## AIM OF THE EXERCISE
Each line containing the word "page" must be reported.

--- Start of GIVEN INFORMATION ---

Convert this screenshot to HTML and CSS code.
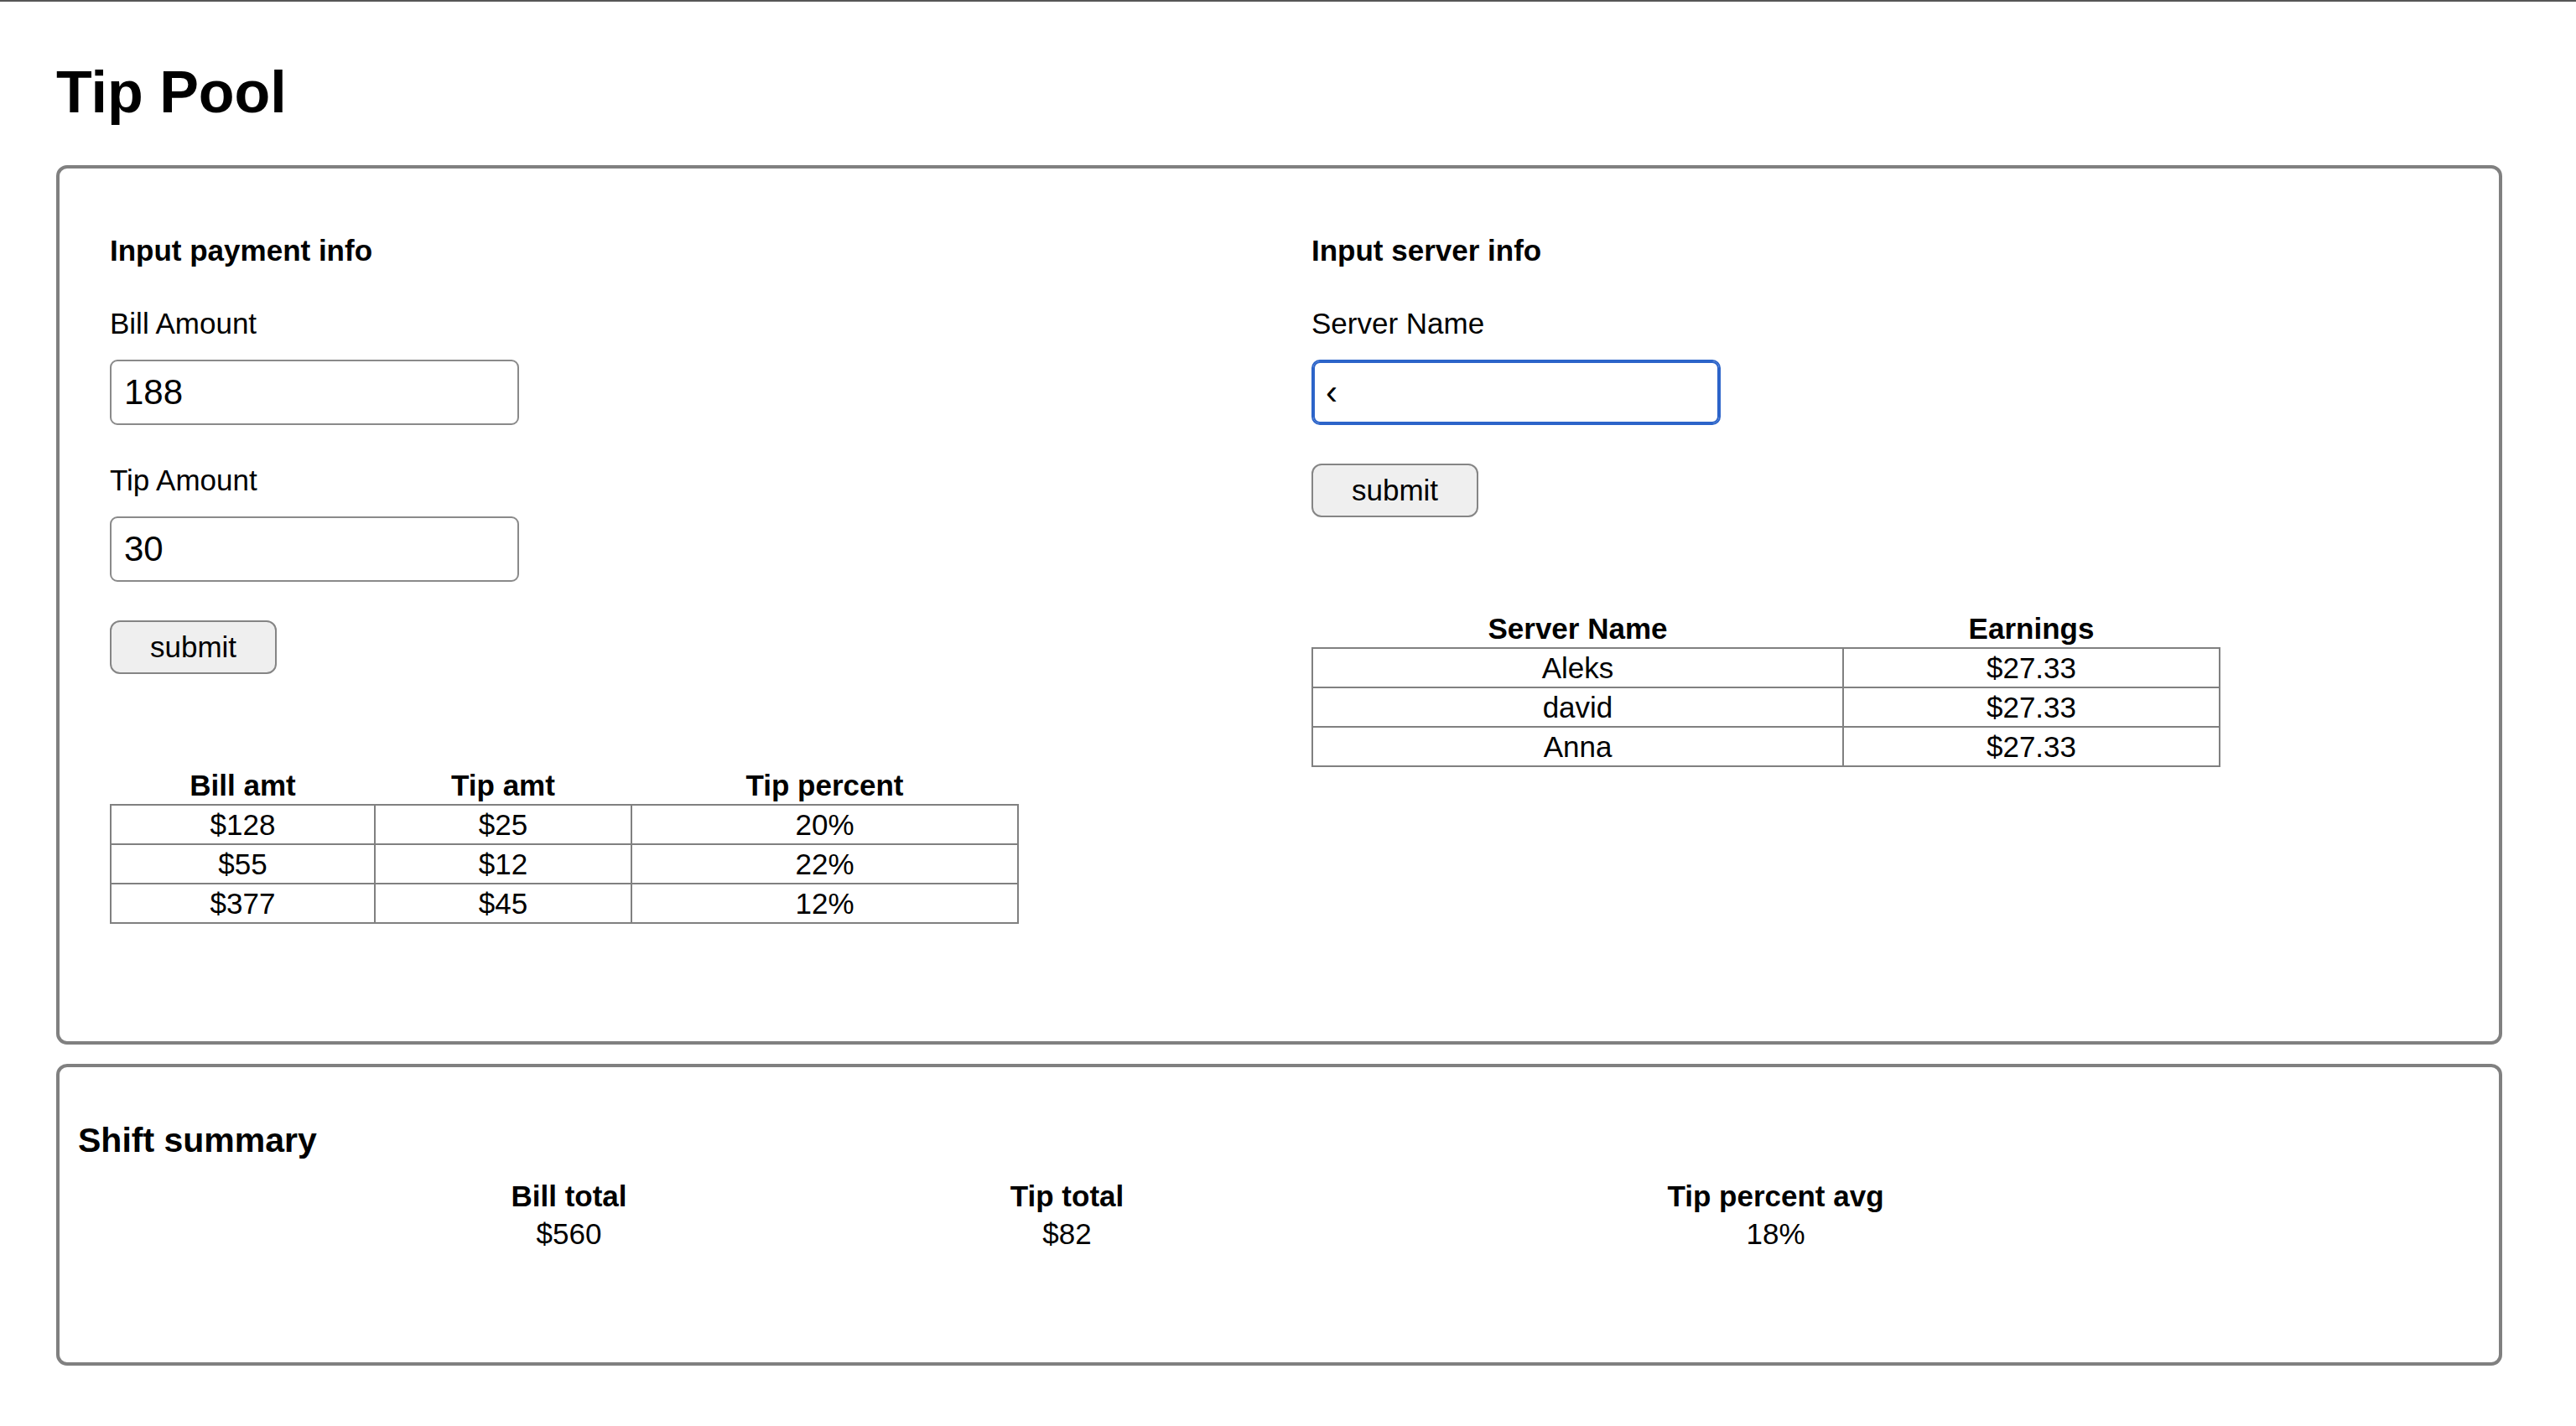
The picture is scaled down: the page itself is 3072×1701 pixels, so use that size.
FILE: index.html
```html
<!DOCTYPE html>
<html lang="en">
<head>
<meta charset="utf-8">
<title>Tip Pool</title>
<link rel="stylesheet" href="styles.css">
</head>
<body>
<div class="topbar"></div>
<main class="page">
  <h1 class="title">Tip Pool</h1>

  <section class="card card-input">
    <div class="col">
      <h4 class="section-title">Input payment info</h4>
      <label class="field-label">Bill Amount</label>
      <input class="field" type="text" value="188">
      <label class="field-label field-label-next">Tip Amount</label>
      <input class="field" type="text" value="30">
      <button class="submit" type="button">submit</button>
      <table class="data-table">
        <colgroup>
          <col class="c-bill">
          <col class="c-tip">
          <col class="c-pct">
        </colgroup>
        <thead>
          <tr><th>Bill amt</th><th>Tip amt</th><th>Tip percent</th></tr>
        </thead>
        <tbody>
          <tr><td>$128</td><td>$25</td><td>20%</td></tr>
          <tr><td>$55</td><td>$12</td><td>22%</td></tr>
          <tr><td>$377</td><td>$45</td><td>12%</td></tr>
        </tbody>
      </table>
    </div>

    <div class="col">
      <h4 class="section-title">Input server info</h4>
      <label class="field-label">Server Name</label>
      <input class="field field-focus" type="text" value="‹">
      <button class="submit" type="button">submit</button>
      <table class="data-table">
        <colgroup>
          <col class="c-name">
          <col class="c-earn">
        </colgroup>
        <thead>
          <tr><th>Server Name</th><th>Earnings</th></tr>
        </thead>
        <tbody>
          <tr><td>Aleks</td><td>$27.33</td></tr>
          <tr><td>david</td><td>$27.33</td></tr>
          <tr><td>Anna</td><td>$27.33</td></tr>
        </tbody>
      </table>
    </div>
  </section>

  <section class="card card-summary">
    <h3 class="summary-title">Shift summary</h3>
    <table class="summary-table">
      <colgroup>
        <col class="s-bill">
        <col class="s-tip">
        <col class="s-pct">
      </colgroup>
      <thead>
        <tr><th>Bill total</th><th>Tip total</th><th>Tip percent avg</th></tr>
      </thead>
      <tbody>
        <tr><td>$560</td><td>$82</td><td>18%</td></tr>
      </tbody>
    </table>
  </section>
</main>
</body>
</html>
```

FILE: styles.css
```css
* {
  box-sizing: border-box;
}

html, body {
  margin: 0;
  padding: 0;
  background: #ffffff;
}

body {
  font-family: "Liberation Sans", Arial, Helvetica, sans-serif;
  font-size: 35px;
  line-height: 40px;
  color: #000000;
}

.topbar {
  height: 2px;
  background: #565656;
}

.page {
  padding: 0 0 0 67px;
}

.title {
  margin: 68px 0 47px 0;
  font-size: 70px;
  line-height: 80px;
  font-weight: bold;
}

.card {
  width: 2917px;
  border: 4px solid #808080;
  border-radius: 13px;
}

.card-input {
  display: grid;
  grid-template-columns: 1433px 1fr;
  padding: 78px 0 140px 60px;
}

.col {
  display: flex;
  flex-direction: column;
  align-items: flex-start;
}

.section-title {
  margin: 0;
  font-size: 35px;
  line-height: 40px;
  font-weight: bold;
}

.field-label {
  display: block;
  margin-top: 47px;
}

.field {
  margin-top: 23px;
  width: 488px;
  height: 78px;
  padding: 13px 15px;
  border: 2px solid #8a8a8a;
  border-radius: 9px;
  font-family: "Liberation Sans", Arial, Helvetica, sans-serif;
  font-size: 42px;
  line-height: 48px;
  color: #000000;
  background: #ffffff;
  outline: none;
}

.field-focus {
  border: 2px solid #2c64c9;
  box-shadow: inset 0 0 0 2px #2c64c9;
  border-radius: 10px;
}

.field-label-next {
  margin-top: 46px;
}

.submit {
  margin-top: 46px;
  height: 64px;
  padding: 10px 46px;
  border: 2px solid #858585;
  border-radius: 12px;
  background: #efefef;
  font-family: "Liberation Sans", Arial, Helvetica, sans-serif;
  font-size: 35px;
  line-height: 40px;
  color: #000000;
}

.data-table {
  margin-top: 110px;
  width: 1082px;
  table-layout: fixed;
  border-collapse: collapse;
}

.data-table th,
.data-table td {
  padding: 2px 0;
  text-align: center;
  font-size: 35px;
  line-height: 41px;
}

.data-table th {
  font-weight: bold;
  border: none;
}

.data-table td {
  border: 2px solid #808080;
}

.c-bill { width: 315px; }
.c-tip { width: 306px; }
.c-pct { width: 461px; }
.c-name { width: 633px; }
.c-earn { width: 449px; }

.card-summary {
  margin-top: 23px;
  padding: 64px 22px 131px 22px;
}

.summary-title {
  margin: 0;
  font-size: 41px;
  line-height: 47px;
  font-weight: bold;
}

.summary-table {
  margin: 20px 0 0 283px;
  width: 2295px;
  table-layout: fixed;
  border-collapse: collapse;
}

.summary-table th,
.summary-table td {
  padding: 2px 0;
  text-align: center;
  font-size: 35px;
  line-height: 41px;
}

.summary-table th {
  font-weight: bold;
}

.s-bill { width: 605px; }
.s-tip { width: 583px; }
.s-pct { width: 1107px; }
```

--- End of GIVEN INFORMATION ---

## RESULT OF THIS TASK
The picture is scaled down: the page itself is 3072×1701 pixels, so use that size.
<main class="page">
.page {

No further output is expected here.